Give the number of lines below that contain the word "this", and nothing else.
+ + + + +
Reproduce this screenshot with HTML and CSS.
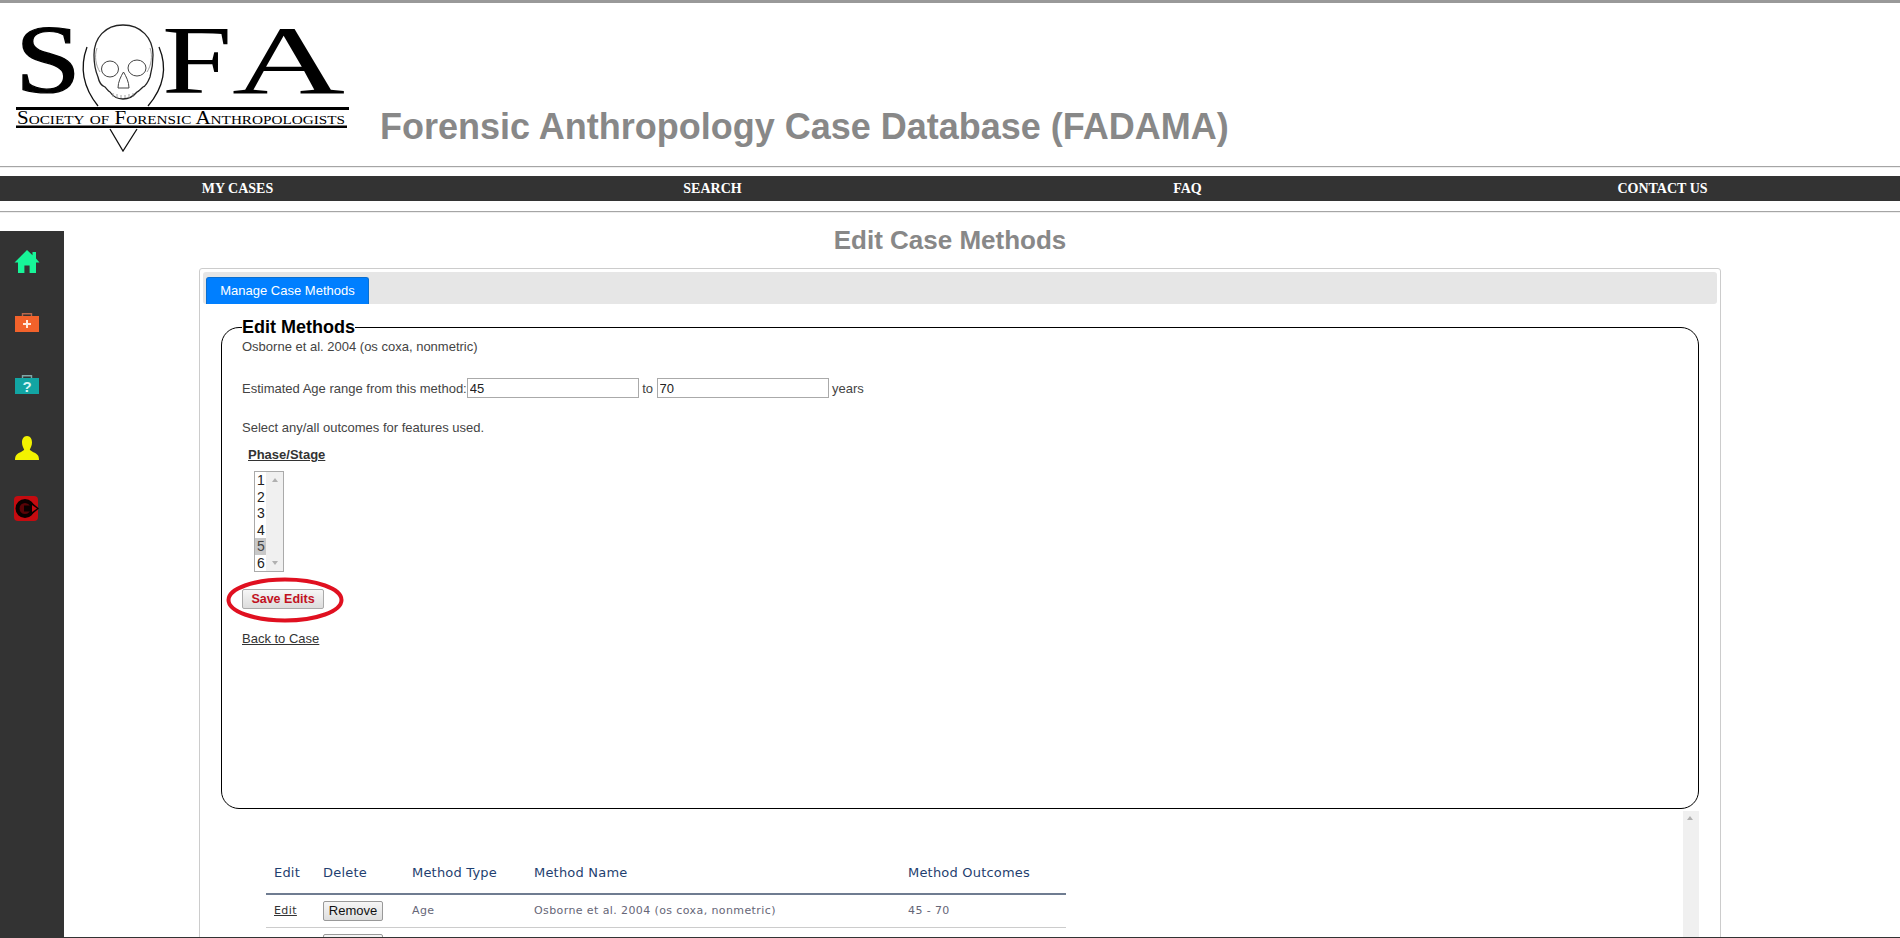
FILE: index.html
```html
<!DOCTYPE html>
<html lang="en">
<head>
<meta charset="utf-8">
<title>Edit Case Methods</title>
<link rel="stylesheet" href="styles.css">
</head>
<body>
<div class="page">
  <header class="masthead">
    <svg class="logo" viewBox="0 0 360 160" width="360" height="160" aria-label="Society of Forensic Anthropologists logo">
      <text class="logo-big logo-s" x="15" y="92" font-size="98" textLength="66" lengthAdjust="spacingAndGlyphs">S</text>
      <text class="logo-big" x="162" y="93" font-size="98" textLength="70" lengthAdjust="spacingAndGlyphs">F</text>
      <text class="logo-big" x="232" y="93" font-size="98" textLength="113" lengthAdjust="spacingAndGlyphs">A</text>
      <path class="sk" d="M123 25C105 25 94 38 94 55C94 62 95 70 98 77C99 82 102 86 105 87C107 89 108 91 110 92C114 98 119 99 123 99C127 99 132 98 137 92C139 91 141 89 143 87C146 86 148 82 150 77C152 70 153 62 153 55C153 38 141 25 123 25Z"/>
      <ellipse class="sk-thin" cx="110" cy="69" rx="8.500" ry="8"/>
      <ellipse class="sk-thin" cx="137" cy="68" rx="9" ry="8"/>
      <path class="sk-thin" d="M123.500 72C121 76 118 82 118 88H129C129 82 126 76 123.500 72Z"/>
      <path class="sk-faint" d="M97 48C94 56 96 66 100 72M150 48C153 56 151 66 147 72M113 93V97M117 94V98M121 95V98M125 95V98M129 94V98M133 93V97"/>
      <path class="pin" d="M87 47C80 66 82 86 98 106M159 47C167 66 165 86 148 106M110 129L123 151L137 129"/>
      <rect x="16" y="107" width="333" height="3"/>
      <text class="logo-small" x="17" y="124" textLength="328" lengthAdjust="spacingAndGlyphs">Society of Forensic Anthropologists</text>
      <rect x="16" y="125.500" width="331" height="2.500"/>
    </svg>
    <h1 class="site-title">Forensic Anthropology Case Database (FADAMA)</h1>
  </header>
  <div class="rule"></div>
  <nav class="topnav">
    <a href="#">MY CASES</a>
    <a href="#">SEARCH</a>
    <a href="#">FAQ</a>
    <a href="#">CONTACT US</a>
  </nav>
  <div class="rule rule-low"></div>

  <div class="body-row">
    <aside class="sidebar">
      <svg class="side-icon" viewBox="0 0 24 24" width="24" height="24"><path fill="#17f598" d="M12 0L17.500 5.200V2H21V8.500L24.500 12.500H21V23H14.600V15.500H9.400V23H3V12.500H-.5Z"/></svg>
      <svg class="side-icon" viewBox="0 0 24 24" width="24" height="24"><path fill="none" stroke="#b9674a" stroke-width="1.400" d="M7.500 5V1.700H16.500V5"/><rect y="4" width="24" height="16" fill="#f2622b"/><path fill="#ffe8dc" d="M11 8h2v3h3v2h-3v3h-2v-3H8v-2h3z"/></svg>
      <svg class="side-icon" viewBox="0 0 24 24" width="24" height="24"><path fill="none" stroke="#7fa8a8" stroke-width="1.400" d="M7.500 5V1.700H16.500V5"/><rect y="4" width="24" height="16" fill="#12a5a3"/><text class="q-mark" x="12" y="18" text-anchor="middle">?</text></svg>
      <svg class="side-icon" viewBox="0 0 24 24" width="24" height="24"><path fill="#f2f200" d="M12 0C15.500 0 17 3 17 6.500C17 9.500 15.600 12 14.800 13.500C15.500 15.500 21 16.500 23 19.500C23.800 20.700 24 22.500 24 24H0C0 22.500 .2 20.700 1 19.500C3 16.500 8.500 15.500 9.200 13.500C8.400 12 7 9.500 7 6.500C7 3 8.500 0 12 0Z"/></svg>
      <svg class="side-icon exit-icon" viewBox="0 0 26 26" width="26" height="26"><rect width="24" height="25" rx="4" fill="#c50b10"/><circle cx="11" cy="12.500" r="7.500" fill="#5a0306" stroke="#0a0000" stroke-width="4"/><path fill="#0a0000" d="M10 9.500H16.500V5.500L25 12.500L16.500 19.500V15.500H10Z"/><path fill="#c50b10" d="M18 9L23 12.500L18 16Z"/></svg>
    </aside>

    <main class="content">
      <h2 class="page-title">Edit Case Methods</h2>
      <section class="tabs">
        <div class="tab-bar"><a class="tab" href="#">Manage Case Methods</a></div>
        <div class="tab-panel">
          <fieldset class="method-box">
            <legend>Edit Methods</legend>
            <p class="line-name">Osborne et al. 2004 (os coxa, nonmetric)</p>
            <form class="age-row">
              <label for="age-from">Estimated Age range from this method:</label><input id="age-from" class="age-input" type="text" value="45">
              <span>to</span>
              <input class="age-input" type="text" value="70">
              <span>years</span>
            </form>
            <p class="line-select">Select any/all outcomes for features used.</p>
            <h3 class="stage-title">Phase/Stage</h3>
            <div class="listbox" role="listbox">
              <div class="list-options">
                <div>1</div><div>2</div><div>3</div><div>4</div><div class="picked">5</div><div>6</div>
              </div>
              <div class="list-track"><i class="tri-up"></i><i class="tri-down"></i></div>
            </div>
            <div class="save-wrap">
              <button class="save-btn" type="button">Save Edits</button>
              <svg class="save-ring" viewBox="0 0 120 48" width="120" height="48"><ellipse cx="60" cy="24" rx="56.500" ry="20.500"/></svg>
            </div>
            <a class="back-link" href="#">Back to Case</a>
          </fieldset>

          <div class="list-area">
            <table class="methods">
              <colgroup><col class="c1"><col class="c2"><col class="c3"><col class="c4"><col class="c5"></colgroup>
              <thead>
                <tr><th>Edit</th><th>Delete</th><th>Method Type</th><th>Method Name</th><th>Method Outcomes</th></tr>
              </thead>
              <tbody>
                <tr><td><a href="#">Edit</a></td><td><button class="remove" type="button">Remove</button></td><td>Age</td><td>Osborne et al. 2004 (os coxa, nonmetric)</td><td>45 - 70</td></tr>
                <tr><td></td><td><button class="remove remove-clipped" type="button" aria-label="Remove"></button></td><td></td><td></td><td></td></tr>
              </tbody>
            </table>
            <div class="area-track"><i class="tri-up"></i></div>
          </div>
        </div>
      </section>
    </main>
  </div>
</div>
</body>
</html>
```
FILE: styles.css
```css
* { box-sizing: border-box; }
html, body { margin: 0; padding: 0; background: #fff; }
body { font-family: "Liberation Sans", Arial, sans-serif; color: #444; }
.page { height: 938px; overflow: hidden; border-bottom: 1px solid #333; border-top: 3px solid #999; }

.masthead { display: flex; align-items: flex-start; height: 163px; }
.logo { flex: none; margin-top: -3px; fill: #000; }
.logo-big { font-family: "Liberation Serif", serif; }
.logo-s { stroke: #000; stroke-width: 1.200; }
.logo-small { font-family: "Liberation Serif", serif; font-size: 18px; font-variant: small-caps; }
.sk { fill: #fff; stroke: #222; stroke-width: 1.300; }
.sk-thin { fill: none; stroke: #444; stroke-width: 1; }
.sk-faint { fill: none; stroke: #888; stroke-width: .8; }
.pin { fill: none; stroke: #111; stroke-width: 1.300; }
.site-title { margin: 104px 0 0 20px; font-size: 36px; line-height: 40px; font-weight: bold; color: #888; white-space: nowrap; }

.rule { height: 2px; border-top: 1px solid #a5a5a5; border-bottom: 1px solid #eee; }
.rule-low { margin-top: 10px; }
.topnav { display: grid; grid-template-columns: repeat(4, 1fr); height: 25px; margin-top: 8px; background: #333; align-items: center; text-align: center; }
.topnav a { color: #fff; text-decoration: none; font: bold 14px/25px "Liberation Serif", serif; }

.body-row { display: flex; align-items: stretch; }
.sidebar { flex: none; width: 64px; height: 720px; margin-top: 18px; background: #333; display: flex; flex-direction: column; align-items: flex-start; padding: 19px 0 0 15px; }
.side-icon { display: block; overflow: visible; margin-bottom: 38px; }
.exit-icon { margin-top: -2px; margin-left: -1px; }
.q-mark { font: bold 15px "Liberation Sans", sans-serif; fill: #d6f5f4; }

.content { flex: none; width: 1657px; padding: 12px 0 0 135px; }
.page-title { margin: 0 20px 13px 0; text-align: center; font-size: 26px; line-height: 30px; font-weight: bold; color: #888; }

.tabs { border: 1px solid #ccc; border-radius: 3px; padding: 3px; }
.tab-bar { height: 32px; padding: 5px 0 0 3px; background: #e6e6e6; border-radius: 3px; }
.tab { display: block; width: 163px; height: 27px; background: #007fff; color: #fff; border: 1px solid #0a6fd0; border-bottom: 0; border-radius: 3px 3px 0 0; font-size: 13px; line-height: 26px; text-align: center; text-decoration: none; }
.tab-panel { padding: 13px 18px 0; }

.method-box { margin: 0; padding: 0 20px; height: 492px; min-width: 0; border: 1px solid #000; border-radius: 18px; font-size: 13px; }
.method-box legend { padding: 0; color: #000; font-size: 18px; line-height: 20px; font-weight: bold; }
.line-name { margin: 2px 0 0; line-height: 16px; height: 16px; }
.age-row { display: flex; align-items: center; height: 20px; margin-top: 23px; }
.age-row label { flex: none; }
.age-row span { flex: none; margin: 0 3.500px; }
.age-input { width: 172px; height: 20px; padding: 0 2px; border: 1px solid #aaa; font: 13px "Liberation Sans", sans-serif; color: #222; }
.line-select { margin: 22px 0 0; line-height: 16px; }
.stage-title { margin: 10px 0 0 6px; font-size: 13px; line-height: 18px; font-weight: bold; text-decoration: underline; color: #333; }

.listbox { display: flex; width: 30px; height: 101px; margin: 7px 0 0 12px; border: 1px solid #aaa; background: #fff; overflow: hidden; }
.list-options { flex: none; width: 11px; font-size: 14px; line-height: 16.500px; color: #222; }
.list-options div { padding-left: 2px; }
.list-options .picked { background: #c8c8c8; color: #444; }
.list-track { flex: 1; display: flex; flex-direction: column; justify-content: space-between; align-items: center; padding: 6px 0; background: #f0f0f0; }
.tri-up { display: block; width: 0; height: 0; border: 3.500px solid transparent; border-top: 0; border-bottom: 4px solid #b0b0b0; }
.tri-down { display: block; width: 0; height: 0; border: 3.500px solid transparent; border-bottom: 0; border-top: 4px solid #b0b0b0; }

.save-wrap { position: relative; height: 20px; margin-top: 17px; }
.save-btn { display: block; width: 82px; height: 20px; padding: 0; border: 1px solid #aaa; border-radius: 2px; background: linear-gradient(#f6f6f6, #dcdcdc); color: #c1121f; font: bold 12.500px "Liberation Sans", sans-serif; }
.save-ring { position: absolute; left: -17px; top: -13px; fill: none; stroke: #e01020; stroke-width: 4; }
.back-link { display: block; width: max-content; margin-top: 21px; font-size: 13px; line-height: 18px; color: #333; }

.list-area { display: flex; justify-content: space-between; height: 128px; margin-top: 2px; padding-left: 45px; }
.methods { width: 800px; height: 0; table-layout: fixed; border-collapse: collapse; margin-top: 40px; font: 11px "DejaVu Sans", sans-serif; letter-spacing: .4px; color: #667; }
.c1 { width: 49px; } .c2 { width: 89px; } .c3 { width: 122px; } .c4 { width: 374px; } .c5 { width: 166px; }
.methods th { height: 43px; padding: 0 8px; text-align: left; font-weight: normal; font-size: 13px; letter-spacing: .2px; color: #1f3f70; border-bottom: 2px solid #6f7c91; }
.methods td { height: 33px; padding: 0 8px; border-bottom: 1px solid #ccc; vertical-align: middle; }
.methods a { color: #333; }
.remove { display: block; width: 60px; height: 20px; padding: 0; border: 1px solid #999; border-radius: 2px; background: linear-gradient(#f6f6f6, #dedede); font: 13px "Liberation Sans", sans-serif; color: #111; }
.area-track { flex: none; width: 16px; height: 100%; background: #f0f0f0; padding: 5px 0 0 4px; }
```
+ + + + +
- Exercise response
2